Based on the actual 1983 kidnapping of Dutch beer brewery tycoon Alfred Heineken and his driver, director Maarten Treurniet drives the thriller with a steady pace and it would have been a drag if he hadn't decided to turn the tables. Once the buildup takes off with its valuable hostage, we are tied down to watch from an intense stare at survival, eventually turning into an intense game of cat and mouse when it is the kidnappers' turn to survive the cage of the law enforcement that Heineken is so willing to exert any cost to tighten it upon his kidnappers. Treurniet switches the momentum and tone quite admirably but it may require some serious stamina to sit through the just over two hour long runtime to see things unfold.

While Treurniet wedges some human drama in between for us to understand the motives behind the kidnappers and the inner fears of Heineken to loosen the crank, they feel a little insincere with a helping of irony seeing as how "21 Days" is very keen to emphasise on its fictionalisation from its opening disclaimer in order to avert real lawsuits by some depicted in this adaptation of actual events.
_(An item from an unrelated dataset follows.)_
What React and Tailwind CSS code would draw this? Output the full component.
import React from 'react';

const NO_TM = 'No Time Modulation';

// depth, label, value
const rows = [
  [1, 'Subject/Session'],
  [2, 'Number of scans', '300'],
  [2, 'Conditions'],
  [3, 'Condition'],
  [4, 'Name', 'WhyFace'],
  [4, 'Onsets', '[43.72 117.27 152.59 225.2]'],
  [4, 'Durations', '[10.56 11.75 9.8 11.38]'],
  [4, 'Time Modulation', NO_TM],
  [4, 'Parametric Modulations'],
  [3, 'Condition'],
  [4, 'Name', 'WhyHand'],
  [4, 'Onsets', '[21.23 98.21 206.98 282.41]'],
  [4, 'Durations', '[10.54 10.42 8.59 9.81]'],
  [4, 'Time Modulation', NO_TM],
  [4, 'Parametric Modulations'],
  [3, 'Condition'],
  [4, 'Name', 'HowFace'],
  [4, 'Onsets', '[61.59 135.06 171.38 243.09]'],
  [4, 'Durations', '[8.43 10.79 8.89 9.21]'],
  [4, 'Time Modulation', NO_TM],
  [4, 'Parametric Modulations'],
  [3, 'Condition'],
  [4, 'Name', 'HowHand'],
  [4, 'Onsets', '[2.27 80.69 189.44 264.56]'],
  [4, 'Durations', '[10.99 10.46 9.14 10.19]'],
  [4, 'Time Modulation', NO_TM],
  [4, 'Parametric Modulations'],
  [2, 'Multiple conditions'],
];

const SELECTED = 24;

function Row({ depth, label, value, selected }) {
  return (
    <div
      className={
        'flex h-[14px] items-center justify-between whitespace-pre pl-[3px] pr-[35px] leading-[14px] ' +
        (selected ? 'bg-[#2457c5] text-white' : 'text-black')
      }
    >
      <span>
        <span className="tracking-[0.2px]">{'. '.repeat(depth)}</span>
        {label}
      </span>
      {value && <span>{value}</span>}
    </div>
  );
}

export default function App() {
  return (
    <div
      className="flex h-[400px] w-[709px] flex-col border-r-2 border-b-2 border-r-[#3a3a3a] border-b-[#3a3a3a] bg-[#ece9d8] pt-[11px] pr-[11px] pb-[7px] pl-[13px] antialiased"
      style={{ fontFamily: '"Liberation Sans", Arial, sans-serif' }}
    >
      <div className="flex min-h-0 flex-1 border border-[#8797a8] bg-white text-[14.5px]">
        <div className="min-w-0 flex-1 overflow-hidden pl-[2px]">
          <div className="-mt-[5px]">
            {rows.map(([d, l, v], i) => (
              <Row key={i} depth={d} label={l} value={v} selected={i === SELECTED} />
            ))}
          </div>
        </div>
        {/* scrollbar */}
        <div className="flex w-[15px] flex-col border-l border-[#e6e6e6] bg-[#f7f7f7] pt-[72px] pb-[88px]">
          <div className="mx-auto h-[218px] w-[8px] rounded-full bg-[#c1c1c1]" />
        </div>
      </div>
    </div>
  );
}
Still, they feel like necessary padding to let "21 Days" break out from the mold of other kidnap thrillers, and the point it tries to make across by the end might have just added a little poignancy about paranoia and security.
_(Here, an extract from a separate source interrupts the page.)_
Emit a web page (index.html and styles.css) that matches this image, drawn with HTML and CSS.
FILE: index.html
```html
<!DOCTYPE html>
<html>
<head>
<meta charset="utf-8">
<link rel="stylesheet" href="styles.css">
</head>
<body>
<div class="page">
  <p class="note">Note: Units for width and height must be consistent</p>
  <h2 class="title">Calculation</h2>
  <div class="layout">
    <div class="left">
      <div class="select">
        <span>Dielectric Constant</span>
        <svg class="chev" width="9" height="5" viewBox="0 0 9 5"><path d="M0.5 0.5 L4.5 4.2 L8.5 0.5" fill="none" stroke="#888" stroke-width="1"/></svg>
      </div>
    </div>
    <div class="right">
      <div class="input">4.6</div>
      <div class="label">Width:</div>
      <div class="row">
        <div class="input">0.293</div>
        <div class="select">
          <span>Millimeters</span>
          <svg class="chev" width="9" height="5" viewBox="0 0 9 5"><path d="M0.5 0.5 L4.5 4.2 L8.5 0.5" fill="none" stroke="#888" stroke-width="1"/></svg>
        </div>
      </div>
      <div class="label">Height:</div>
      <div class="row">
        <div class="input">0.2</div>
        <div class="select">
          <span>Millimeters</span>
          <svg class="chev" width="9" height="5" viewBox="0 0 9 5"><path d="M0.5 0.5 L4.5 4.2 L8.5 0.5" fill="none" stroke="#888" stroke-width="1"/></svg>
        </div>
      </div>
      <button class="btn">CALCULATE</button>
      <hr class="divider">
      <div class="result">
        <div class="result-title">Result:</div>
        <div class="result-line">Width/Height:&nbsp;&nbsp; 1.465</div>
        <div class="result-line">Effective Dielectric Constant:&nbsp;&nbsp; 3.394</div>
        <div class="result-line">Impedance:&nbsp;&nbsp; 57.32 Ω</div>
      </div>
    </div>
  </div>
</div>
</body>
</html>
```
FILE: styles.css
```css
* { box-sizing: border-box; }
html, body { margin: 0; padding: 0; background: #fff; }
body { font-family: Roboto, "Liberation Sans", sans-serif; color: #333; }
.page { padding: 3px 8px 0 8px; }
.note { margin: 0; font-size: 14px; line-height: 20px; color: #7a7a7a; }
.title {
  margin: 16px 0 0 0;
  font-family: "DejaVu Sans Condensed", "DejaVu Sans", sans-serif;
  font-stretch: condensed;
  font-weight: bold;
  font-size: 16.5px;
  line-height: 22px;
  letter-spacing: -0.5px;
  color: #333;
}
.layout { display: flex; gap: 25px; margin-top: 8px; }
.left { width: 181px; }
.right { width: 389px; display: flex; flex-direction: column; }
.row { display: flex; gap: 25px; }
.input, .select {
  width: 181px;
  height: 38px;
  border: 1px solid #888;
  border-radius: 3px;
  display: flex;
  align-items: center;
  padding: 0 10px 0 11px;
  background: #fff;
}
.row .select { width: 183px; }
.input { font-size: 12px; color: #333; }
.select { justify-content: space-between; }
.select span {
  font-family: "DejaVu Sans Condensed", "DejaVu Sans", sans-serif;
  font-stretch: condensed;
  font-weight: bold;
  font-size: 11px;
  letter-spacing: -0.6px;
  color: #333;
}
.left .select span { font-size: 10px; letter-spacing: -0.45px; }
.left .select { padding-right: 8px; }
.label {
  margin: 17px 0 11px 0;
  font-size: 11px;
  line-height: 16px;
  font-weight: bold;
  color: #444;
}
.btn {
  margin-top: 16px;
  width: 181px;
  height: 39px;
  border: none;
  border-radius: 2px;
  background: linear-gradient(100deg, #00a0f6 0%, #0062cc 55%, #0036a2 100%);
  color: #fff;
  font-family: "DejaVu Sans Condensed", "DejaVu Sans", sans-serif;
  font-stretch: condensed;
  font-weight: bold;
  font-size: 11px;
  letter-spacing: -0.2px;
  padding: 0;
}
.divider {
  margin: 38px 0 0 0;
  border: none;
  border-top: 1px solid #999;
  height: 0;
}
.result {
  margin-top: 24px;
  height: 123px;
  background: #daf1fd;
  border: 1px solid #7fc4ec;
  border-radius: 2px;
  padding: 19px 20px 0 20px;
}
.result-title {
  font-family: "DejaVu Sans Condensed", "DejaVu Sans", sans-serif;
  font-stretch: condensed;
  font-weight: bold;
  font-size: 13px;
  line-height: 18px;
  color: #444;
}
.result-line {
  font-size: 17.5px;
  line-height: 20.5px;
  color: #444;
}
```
The rag tag crew of amateur kidnappers played by the main cast does an ample job as pretentious thugs, but it is Rutger Hauer who emanates with a magnetic aura through his performance as the tycoon from his captivity and into his payback. It is hard to look away from Hauer's Heineken as we sympathise with his defiance to survive his ordeal, but as the determined victim is slowly unmasked to be a grim villain after he is freed, Hauer's gradual unmasking becomes more and more apparent and terrifying that we are not sure who are we actually rooting for.

Even so, "21 Days: The Heineken Kidnapping" is an even-handed thriller as far as thrillers go, that has little else to offer other than its fictional telling of real events.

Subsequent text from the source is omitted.